Mais avec la littérature de terrain, et plus sans doute avec son dernier récit, Terminal frigo, il opte pour une posture autre, celle qui consiste à éviter « deux tentations […] : celle de parler pour l’autre et celle de devenir un autre » ; il s’agit d’accepter l’étrangement du voyageur, c’est-à-dire de « sortir de la dualité entre le soi et l’autre pour établir l’étrangeté comme mode de connaissance de l’autre.
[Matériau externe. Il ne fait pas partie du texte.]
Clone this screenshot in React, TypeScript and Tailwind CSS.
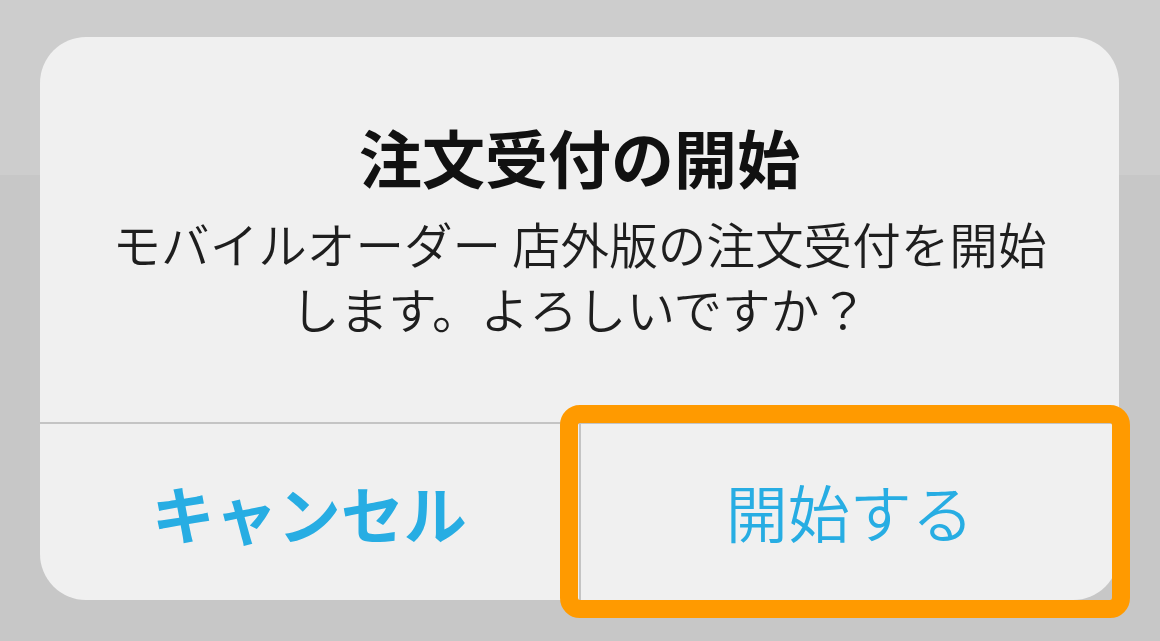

Savoir […] qui force le voyageur à révéler le lieu à partir duquel il parle[30] ». Assumant de n’en être pas, assumant son statut d’intellectuel, assumant de n’être pas celui qui parle de ou pour la classe ouvrière, il renonce au surplomb, à l’enclicage impossible et accepte d’être entre – entre sympathie (avec) et étrangeté (autre) : c’est de cette posture ambiguë, de ce décalage qu’émerge la possibilité d’approcher l’autre, de le (re)connaître et de rendre hommage à son altérité. Rolin, l’intellectuel, l’ancien mao, peine, on l’a vu, à se positionner par rapport au monde ouvrier, à trouver sa place, à trouver d’où dire ; il peine mais ne renonce pas à dire l’autre ouvrier. L’intellectuel n’a pas, pourtant et malgré tout, abdiqué et son militantisme se traduit désormais dans ses écrits qui signent un refus de l’indifférence. Pour qui a fait le deuil de l’utopie et se refuse à l’a-topie, ne reste que la paratopie, tout contre mais à côté.